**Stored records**
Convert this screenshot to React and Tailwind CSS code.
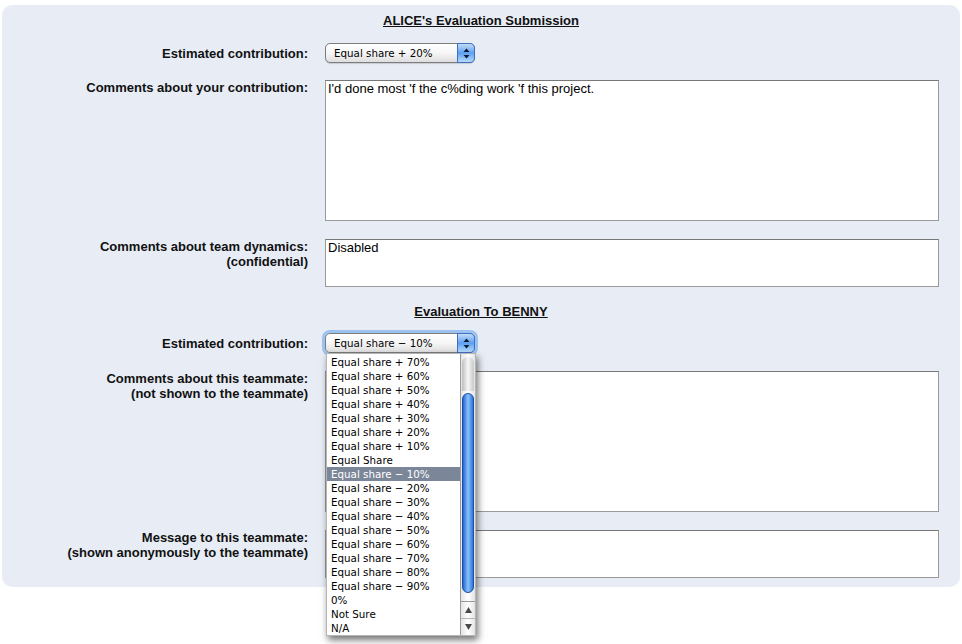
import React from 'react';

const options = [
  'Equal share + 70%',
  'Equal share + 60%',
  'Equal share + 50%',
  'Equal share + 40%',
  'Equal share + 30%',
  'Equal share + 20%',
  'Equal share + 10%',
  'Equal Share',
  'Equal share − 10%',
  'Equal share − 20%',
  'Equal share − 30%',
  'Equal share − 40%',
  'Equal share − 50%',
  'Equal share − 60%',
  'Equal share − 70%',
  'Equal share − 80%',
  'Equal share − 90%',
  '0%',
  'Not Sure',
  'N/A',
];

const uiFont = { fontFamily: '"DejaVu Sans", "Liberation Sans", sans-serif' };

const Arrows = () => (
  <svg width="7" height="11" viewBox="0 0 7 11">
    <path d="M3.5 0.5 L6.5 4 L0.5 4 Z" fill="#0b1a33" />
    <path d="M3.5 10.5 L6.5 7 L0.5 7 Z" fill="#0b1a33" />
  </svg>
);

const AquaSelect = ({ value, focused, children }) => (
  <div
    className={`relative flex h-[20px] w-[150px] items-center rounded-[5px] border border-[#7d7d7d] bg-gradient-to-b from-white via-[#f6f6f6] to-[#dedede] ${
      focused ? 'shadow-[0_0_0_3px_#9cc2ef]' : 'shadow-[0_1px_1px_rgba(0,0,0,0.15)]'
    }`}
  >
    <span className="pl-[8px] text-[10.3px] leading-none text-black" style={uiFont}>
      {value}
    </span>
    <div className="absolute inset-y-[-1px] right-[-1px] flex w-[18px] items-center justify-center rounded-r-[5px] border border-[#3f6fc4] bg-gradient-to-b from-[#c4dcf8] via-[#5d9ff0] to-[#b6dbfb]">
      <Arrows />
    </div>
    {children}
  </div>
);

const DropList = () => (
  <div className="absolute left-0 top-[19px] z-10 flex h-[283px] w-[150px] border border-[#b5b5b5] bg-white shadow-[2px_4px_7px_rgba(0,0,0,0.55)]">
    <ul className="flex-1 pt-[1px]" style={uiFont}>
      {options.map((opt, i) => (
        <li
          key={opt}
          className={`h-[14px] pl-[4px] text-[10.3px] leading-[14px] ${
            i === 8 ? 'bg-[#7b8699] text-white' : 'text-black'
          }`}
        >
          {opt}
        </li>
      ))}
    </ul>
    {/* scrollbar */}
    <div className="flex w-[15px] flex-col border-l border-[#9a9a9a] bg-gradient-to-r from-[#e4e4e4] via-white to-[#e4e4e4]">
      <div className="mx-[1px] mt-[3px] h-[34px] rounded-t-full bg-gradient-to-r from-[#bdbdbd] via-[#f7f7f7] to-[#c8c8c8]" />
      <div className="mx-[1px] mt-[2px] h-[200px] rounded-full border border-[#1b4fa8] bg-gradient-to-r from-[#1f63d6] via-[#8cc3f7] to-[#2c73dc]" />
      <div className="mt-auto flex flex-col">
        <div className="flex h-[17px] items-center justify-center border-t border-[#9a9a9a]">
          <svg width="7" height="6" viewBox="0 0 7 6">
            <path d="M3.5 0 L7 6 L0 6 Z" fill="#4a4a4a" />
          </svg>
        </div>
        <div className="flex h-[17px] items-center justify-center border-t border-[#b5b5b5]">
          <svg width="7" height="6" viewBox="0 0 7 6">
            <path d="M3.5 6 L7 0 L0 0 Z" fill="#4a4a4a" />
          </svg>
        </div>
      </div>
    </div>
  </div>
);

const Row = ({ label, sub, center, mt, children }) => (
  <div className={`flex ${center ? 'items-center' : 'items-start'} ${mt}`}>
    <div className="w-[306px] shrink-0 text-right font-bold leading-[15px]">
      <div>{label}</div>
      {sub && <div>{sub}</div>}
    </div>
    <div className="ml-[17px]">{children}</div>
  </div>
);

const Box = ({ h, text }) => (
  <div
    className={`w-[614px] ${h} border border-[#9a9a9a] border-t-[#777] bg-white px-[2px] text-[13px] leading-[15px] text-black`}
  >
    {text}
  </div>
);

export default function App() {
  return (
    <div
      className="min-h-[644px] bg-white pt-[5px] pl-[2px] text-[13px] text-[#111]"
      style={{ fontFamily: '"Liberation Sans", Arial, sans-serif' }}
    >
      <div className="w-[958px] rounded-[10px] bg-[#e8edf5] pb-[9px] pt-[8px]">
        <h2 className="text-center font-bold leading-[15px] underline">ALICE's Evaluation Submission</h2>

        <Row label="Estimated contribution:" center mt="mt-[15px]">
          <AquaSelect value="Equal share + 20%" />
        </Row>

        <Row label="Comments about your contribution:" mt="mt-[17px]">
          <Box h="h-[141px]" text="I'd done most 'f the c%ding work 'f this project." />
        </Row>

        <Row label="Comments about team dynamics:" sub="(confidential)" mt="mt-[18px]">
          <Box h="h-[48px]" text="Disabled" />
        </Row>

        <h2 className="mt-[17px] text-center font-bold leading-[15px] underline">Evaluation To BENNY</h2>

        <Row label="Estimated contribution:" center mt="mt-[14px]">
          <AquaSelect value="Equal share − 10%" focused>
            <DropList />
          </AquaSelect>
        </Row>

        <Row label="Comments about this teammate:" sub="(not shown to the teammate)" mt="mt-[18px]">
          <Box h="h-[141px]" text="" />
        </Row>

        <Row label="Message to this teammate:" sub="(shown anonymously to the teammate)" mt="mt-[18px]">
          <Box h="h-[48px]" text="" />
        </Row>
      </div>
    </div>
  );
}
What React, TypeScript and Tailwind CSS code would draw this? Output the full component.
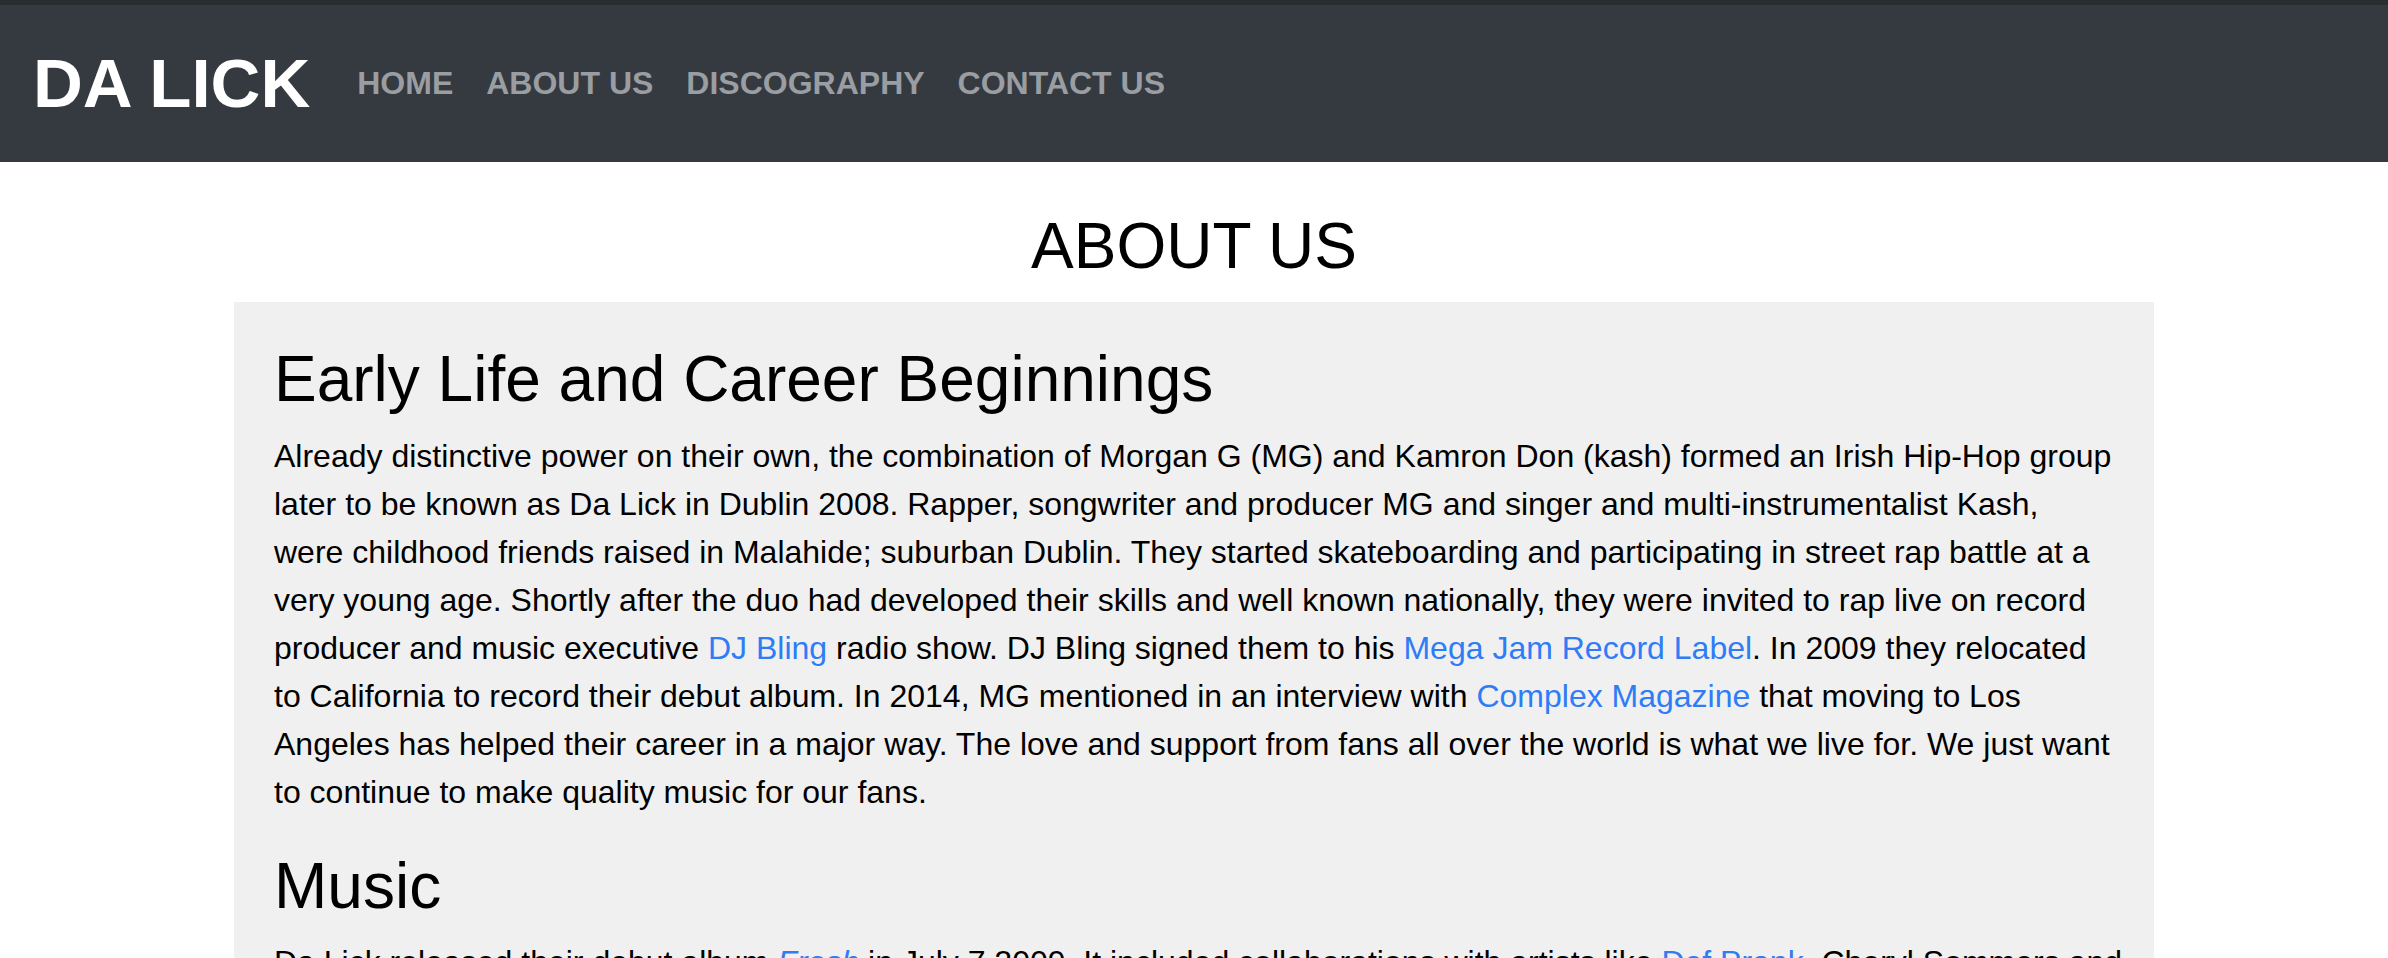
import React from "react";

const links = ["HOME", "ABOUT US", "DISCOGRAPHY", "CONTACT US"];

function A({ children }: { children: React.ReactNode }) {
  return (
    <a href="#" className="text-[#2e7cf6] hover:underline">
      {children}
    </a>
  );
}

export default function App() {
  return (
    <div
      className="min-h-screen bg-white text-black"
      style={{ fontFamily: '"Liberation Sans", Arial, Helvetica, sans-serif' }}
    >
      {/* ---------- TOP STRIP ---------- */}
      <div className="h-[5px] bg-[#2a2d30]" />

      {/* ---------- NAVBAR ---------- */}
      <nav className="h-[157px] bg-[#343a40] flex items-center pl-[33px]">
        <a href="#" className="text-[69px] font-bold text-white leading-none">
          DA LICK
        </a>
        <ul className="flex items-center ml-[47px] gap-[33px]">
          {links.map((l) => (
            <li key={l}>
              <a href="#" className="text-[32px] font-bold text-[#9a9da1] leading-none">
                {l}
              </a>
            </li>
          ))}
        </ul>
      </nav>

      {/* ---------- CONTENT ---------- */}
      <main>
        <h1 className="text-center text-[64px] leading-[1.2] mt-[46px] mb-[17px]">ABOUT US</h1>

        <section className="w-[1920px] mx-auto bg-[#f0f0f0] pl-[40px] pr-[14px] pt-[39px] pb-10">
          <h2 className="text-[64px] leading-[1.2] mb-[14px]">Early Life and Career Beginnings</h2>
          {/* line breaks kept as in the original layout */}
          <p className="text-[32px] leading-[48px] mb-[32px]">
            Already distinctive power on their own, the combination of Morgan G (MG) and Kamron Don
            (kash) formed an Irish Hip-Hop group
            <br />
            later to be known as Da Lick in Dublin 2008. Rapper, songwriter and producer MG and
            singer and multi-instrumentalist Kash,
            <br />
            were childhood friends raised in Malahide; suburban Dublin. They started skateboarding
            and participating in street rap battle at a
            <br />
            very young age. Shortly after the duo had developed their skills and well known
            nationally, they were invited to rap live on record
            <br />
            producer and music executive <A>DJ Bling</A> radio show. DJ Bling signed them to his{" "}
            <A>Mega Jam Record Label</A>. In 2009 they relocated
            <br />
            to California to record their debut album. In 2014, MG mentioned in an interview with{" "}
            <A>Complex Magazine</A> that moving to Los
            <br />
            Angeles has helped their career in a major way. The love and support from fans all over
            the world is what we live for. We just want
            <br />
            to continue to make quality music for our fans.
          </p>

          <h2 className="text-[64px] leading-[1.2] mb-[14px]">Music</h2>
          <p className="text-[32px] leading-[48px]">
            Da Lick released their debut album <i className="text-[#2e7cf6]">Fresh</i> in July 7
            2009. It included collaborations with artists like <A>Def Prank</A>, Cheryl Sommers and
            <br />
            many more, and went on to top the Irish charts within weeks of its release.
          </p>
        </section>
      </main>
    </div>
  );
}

**WHAT YOU SHOULD DO**
Give only a number: how many lines of the data hold the string "React"?

**COMPLETE OUTPUT**
5